▸ **Problem description**
Copy out the whole listing exactly as written, leaving the pictures behind.

▸ **Data segment**
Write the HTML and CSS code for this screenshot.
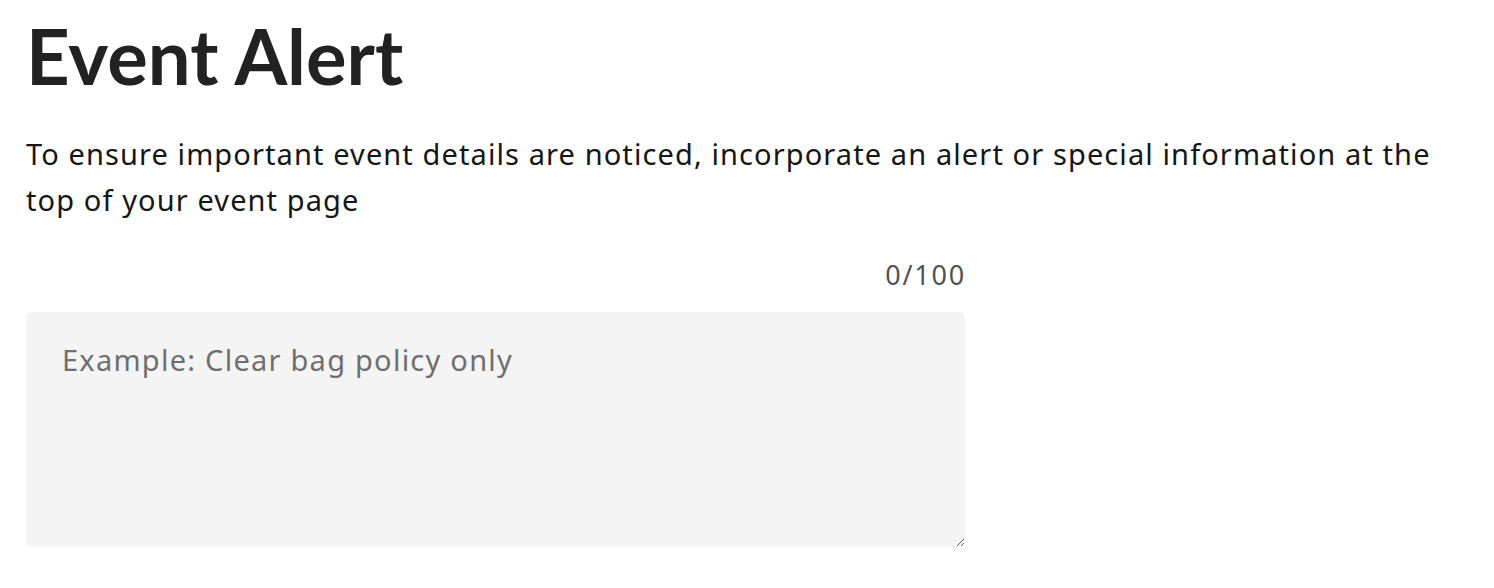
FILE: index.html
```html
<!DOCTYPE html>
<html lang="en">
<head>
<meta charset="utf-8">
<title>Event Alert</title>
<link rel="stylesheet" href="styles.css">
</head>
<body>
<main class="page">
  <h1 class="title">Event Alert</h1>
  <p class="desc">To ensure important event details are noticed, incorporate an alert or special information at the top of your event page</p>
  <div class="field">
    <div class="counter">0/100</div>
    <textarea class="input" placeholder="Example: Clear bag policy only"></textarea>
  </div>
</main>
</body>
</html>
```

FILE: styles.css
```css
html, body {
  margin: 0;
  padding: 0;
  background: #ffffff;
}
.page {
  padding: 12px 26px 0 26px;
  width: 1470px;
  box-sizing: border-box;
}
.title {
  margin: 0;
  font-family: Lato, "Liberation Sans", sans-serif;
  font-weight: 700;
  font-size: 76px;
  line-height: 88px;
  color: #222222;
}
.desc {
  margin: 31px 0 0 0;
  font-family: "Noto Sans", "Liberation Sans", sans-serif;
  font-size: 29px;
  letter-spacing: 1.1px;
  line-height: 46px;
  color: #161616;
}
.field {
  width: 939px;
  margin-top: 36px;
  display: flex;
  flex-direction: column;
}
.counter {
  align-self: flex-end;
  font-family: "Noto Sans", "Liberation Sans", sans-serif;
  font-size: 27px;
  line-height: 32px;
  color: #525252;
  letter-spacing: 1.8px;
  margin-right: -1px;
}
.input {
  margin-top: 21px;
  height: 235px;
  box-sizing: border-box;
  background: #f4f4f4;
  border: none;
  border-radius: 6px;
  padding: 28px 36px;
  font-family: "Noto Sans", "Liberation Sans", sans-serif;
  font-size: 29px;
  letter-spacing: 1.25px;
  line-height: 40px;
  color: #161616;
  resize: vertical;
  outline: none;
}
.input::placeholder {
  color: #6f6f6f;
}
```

▸ **Task answer**
Write the HTML and CSS code for this screenshot.
FILE: index.html
```html
<!DOCTYPE html>
<html lang="en">
<head>
<meta charset="utf-8">
<title>Event Alert</title>
<link rel="stylesheet" href="styles.css">
</head>
<body>
<main class="page">
  <h1 class="title">Event Alert</h1>
  <p class="desc">To ensure important event details are noticed, incorporate an alert or special information at the top of your event page</p>
  <div class="field">
    <div class="counter">0/100</div>
    <textarea class="input" placeholder="Example: Clear bag policy only"></textarea>
  </div>
</main>
</body>
</html>
```

FILE: styles.css
```css
html, body {
  margin: 0;
  padding: 0;
  background: #ffffff;
}
.page {
  padding: 12px 26px 0 26px;
  width: 1470px;
  box-sizing: border-box;
}
.title {
  margin: 0;
  font-family: Lato, "Liberation Sans", sans-serif;
  font-weight: 700;
  font-size: 76px;
  line-height: 88px;
  color: #222222;
}
.desc {
  margin: 31px 0 0 0;
  font-family: "Noto Sans", "Liberation Sans", sans-serif;
  font-size: 29px;
  letter-spacing: 1.1px;
  line-height: 46px;
  color: #161616;
}
.field {
  width: 939px;
  margin-top: 36px;
  display: flex;
  flex-direction: column;
}
.counter {
  align-self: flex-end;
  font-family: "Noto Sans", "Liberation Sans", sans-serif;
  font-size: 27px;
  line-height: 32px;
  color: #525252;
  letter-spacing: 1.8px;
  margin-right: -1px;
}
.input {
  margin-top: 21px;
  height: 235px;
  box-sizing: border-box;
  background: #f4f4f4;
  border: none;
  border-radius: 6px;
  padding: 28px 36px;
  font-family: "Noto Sans", "Liberation Sans", sans-serif;
  font-size: 29px;
  letter-spacing: 1.25px;
  line-height: 40px;
  color: #161616;
  resize: vertical;
  outline: none;
}
.input::placeholder {
  color: #6f6f6f;
}
```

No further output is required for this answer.